Hiroshi Yao et al. J Colloid Interface Sci. .

Abstract

Morphological and spectroscopic properties of pseudoisocyanine (PIC) J aggregates produced at mica/solution interfaces have been characterized by absorption/fluorescence spectroscopy, fluorescence microscopy, and atomic force microscopy. Addition of organic solvents (1-propanol (PrOH) or 1,4-dioxane (Dox)) into aqueous solutions of the PIC dye induced a transition of the morphology of the interfacial J aggregates. The characteristic feature of this transition is the thickness (or height) change of the aggregate domain layers from three-dimensions to two-dimensions: The domain area of the J aggregates was dependent on the amount of the organic cosolvent, while the domain thickness was dependent on the type of the cosolvent. In pure aqueous solution, the J aggregates at the mica/water interface had a three-dimensional structure with the height of approximately 3 nm (multilayer structure).

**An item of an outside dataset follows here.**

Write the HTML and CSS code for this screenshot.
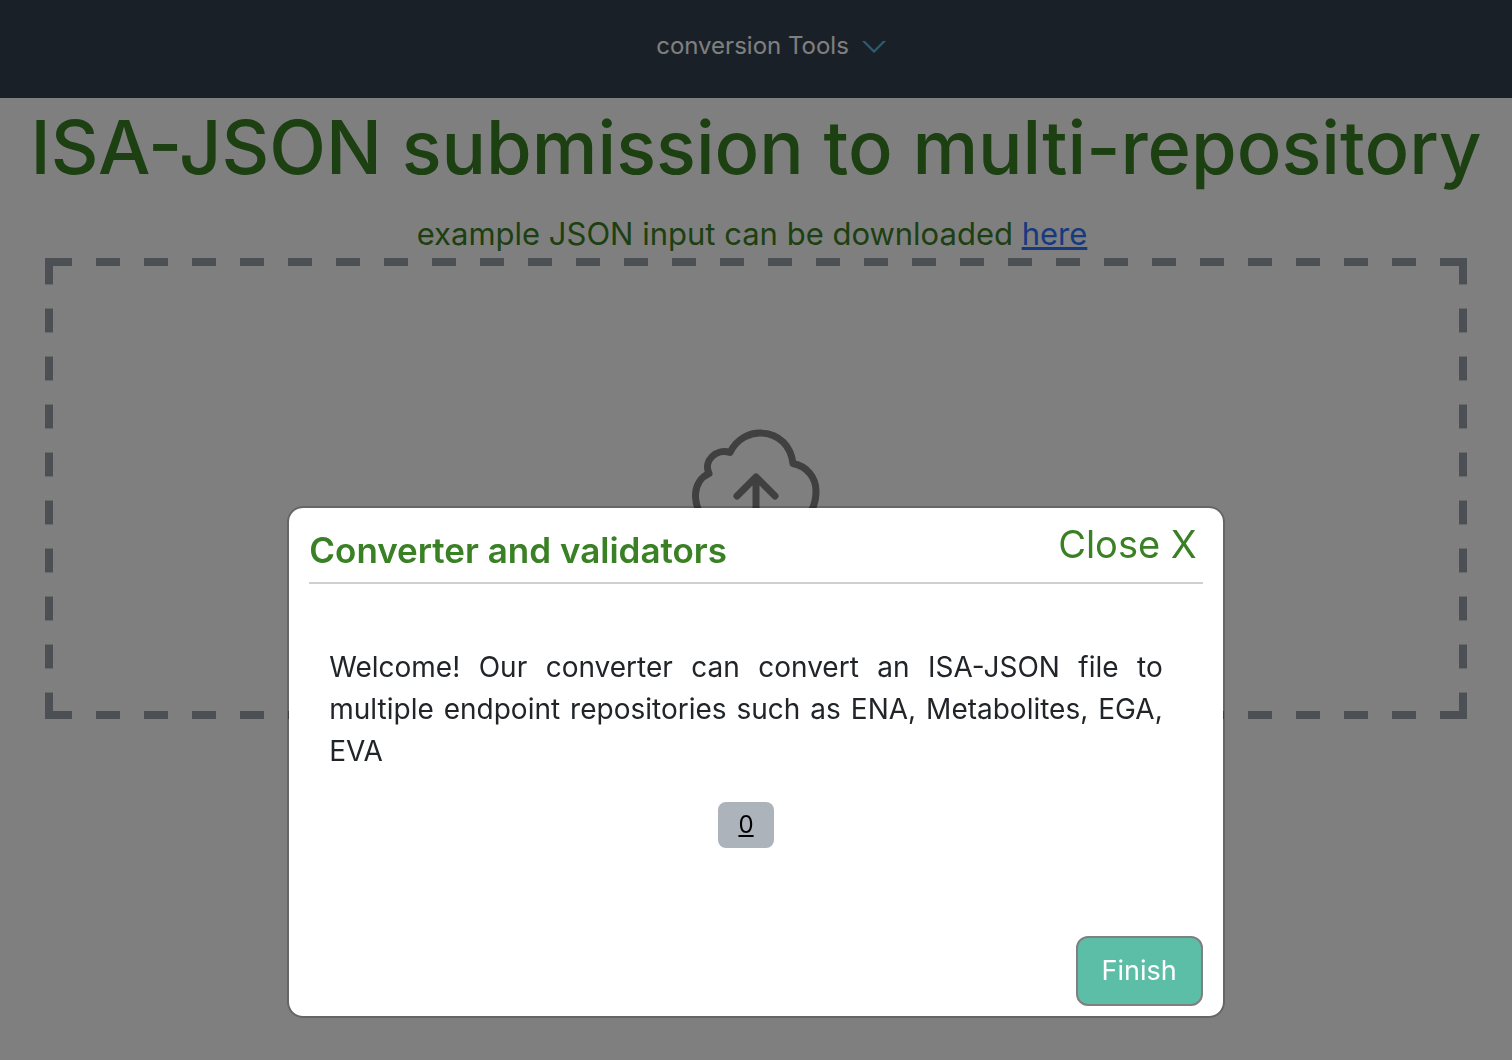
FILE: index.html
```
<!DOCTYPE html>
<html lang="en">
<head>
<meta charset="utf-8">
<meta name="viewport" content="width=device-width, initial-scale=1">
<title>ISA-JSON submission to multi-repository</title>
<link rel="stylesheet" href="styles.css">
</head>
<body>
<nav class="navbar">
  <button class="menu-button" type="button">
    <span>conversion Tools</span>
    <svg class="chevron" viewBox="0 0 24 14" aria-hidden="true"><path d="M0 2h3l9 9 9-9h3L12 14z"/></svg>
  </button>
</nav>
<main class="page">
  <h1 class="title">ISA-JSON submission to multi-repository</h1>
  <p class="example">example JSON input can be downloaded <a href="#example">here</a></p>
  <div class="dropzone">
    <svg class="cloud" viewBox="0 0 128 128" aria-hidden="true">
      <path d="M26 96C10 92 3 79 3.500 65C4 56 9 48 17 44.500C11 32 24 19 38 23.500C45 9 59 3 70 4C87 5 99 17 101 34.500C115 37 124 49 124 62C124 80 115 92 102 96M64 94V48M45 67L64 48L83 67"/>
    </svg>
  </div>
</main>
<div class="overlay">
  <section class="modal" role="dialog" aria-modal="true" aria-labelledby="modal-title">
    <header class="modal-header">
      <h2 class="modal-title" id="modal-title">Converter and validators</h2>
      <button class="close" type="button">Close X</button>
    </header>
    <div class="modal-body">
      <p class="welcome">Welcome! Our converter can convert an ISA-JSON file to multiple endpoint repositories such as ENA, Metabolites, EGA, EVA</p>
      <a class="step" href="#step-0">0</a>
    </div>
    <footer class="modal-footer">
      <button class="finish" type="button">Finish</button>
    </footer>
  </section>
</div>
</body>
</html>
```
FILE: styles.css
```
* { box-sizing: border-box; }
body {
  margin: 0;
  background: #fff;
  color: #212529;
  font-family: Inter, "Liberation Sans", sans-serif;
}
button { font-family: inherit; cursor: pointer; }
.navbar {
  display: flex;
  justify-content: center;
  height: 98px;
  padding: 26px 0 32px 30px;
  background: #34404e;
}
.menu-button {
  display: flex;
  align-items: center;
  gap: 13px;
  padding: 0;
  border: 0;
  background: none;
  color: #fff;
  font-size: 24px;
  line-height: 40px;
}
.chevron { width: 24px; height: 14px; fill: #5abaea; }
.title {
  margin: 0 0 16px;
  padding-top: 2px;
  color: #3a8024;
  font-size: 74px;
  font-weight: 500;
  line-height: 94px;
  text-align: center;
}
.example {
  margin: 0;
  padding-right: 8px;
  color: #3a8024;
  font-size: 31px;
  line-height: 48px;
  text-align: center;
}
.example a { color: #2f74ff; }
/* Long dashes drawn as tiles centred on each edge, plus a solid block in each corner */
.dropzone {
  --dash: #99a1a8 12px, transparent 12px 36px, #99a1a8 36px;
  --corner: linear-gradient(#99a1a8, #99a1a8);
  display: flex;
  justify-content: center;
  align-items: center;
  margin: 0 45px;
  padding-top: 8px;
  min-height: 461px;
  background:
    var(--corner) left top / 8px 8px no-repeat,
    var(--corner) right top / 8px 8px no-repeat,
    var(--corner) left bottom / 8px 8px no-repeat,
    var(--corner) right bottom / 8px 8px no-repeat,
    linear-gradient(90deg, var(--dash)) top / 48px 8px repeat-x,
    linear-gradient(90deg, var(--dash)) bottom / 48px 8px repeat-x,
    linear-gradient(var(--dash)) left / 8px 48px repeat-y,
    linear-gradient(var(--dash)) right / 8px 48px repeat-y;
}
.cloud {
  width: 128px;
  height: 128px;
  fill: none;
  stroke: #808080;
  stroke-width: 7;
  stroke-linecap: round;
  stroke-linejoin: round;
}
.overlay {
  position: fixed;
  inset: 0;
  display: flex;
  justify-content: center;
  align-items: flex-end;
  padding-bottom: 42px;
  background: rgba(0, 0, 0, 0.5);
}
.modal {
  display: flex;
  flex-direction: column;
  width: 62%;
  min-height: 512px;
  padding: 0 20px 10px;
  border: 2px solid rgba(0, 0, 0, 0.2);
  border-radius: 16px;
  background: #fff;
  background-clip: padding-box;
}
.modal-header {
  display: flex;
  justify-content: space-between;
  align-items: flex-start;
  padding: 12px 0 8px;
  border-bottom: 2px solid #d0d0d0;
}
.modal-title {
  margin: 6px 0 0;
  color: #3a8024;
  font-size: 35px;
  font-weight: 600;
  line-height: 48px;
}
.close {
  padding: 0 6px;
  border: 0;
  background: none;
  color: #3a8024;
  font-size: 38px;
  line-height: 48px;
}
.modal-body {
  flex: 1;
  display: flex;
  flex-direction: column;
  align-items: center;
  gap: 30px;
  padding: 62px 40px 20px 20px;
}
.welcome {
  margin: 0;
  font-size: 28px;
  line-height: 42px;
  text-align: justify;
}
.step {
  padding: 0 20px;
  border-radius: 8px;
  background: #adb3bb;
  color: #000;
  font-size: 24px;
  line-height: 46px;
}
.modal-footer { display: flex; justify-content: flex-end; }
.finish {
  padding: 0 24px;
  border: 2px solid #808080;
  border-radius: 12px;
  background: #5dbea8;
  color: #fff;
  font-size: 27px;
  line-height: 66px;
}
```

In mixed solvents of PrOH/water or Dox/water (5 or 10 vol%), the interfacial aggregates became a bilayer or monolayer structure, respectively, assuming that PIC molecules are adsorbed on their molecular plane perpendicular to the mica surface. Meanwhile, optical properties (band width and peak position) of the J band were invariant upon addition of the organic cosolvents, suggesting that molecular packing in the J aggregates is essentially unchanged. These results revealed that spectroscopic properties of the interfacial PIC J aggregates were determined only by the lateral (two-dimensional) interaction within the adsorbed monolayer of PIC molecules on mica, and interlayer interaction in the multilayered J aggregate was consequently small.